• Directive:
Transcribe all of the material exactly, except for its pictures.

• Source excerpt:
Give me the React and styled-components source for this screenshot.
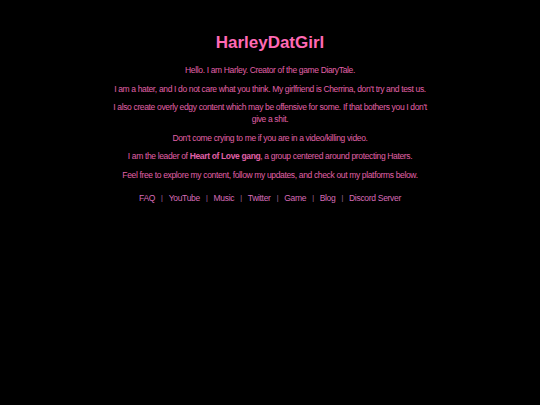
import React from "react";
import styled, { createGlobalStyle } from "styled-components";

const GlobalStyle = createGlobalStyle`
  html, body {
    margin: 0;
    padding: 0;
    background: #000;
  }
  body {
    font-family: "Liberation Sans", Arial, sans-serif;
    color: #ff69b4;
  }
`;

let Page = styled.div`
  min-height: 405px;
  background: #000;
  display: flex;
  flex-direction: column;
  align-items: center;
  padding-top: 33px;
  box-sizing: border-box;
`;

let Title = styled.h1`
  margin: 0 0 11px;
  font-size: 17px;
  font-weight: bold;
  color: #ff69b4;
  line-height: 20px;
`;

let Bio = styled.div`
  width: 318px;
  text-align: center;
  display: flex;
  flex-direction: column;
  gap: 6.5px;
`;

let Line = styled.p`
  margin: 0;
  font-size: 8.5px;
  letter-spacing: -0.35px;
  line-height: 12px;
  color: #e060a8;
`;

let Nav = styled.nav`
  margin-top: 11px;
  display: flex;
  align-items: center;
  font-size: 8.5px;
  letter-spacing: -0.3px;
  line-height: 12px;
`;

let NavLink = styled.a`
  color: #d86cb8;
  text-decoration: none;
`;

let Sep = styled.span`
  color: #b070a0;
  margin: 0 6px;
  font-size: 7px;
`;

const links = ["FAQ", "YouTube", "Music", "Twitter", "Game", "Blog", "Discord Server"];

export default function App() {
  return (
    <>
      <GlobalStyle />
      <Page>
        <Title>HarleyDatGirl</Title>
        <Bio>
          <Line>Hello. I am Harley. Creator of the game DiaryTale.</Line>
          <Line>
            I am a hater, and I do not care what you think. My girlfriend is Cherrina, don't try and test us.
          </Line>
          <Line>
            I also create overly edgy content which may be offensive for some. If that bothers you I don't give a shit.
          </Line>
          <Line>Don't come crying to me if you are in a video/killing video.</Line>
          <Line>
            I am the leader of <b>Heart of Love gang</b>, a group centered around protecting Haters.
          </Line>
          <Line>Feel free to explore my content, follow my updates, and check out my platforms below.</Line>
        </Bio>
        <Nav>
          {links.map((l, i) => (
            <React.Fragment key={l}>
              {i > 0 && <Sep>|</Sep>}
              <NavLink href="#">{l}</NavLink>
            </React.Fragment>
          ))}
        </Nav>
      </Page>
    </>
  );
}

• Result of this exercise:
Give me the React and styled-components source for this screenshot.
import React from "react";
import styled, { createGlobalStyle } from "styled-components";

const GlobalStyle = createGlobalStyle`
  html, body {
    margin: 0;
    padding: 0;
    background: #000;
  }
  body {
    font-family: "Liberation Sans", Arial, sans-serif;
    color: #ff69b4;
  }
`;

let Page = styled.div`
  min-height: 405px;
  background: #000;
  display: flex;
  flex-direction: column;
  align-items: center;
  padding-top: 33px;
  box-sizing: border-box;
`;

let Title = styled.h1`
  margin: 0 0 11px;
  font-size: 17px;
  font-weight: bold;
  color: #ff69b4;
  line-height: 20px;
`;

let Bio = styled.div`
  width: 318px;
  text-align: center;
  display: flex;
  flex-direction: column;
  gap: 6.5px;
`;

let Line = styled.p`
  margin: 0;
  font-size: 8.5px;
  letter-spacing: -0.35px;
  line-height: 12px;
  color: #e060a8;
`;

let Nav = styled.nav`
  margin-top: 11px;
  display: flex;
  align-items: center;
  font-size: 8.5px;
  letter-spacing: -0.3px;
  line-height: 12px;
`;

let NavLink = styled.a`
  color: #d86cb8;
  text-decoration: none;
`;

let Sep = styled.span`
  color: #b070a0;
  margin: 0 6px;
  font-size: 7px;
`;

const links = ["FAQ", "YouTube", "Music", "Twitter", "Game", "Blog", "Discord Server"];

export default function App() {
  return (
    <>
      <GlobalStyle />
      <Page>
        <Title>HarleyDatGirl</Title>
        <Bio>
          <Line>Hello. I am Harley. Creator of the game DiaryTale.</Line>
          <Line>
            I am a hater, and I do not care what you think. My girlfriend is Cherrina, don't try and test us.
          </Line>
          <Line>
            I also create overly edgy content which may be offensive for some. If that bothers you I don't give a shit.
          </Line>
          <Line>Don't come crying to me if you are in a video/killing video.</Line>
          <Line>
            I am the leader of <b>Heart of Love gang</b>, a group centered around protecting Haters.
          </Line>
          <Line>Feel free to explore my content, follow my updates, and check out my platforms below.</Line>
        </Bio>
        <Nav>
          {links.map((l, i) => (
            <React.Fragment key={l}>
              {i > 0 && <Sep>|</Sep>}
              <NavLink href="#">{l}</NavLink>
            </React.Fragment>
          ))}
        </Nav>
      </Page>
    </>
  );
}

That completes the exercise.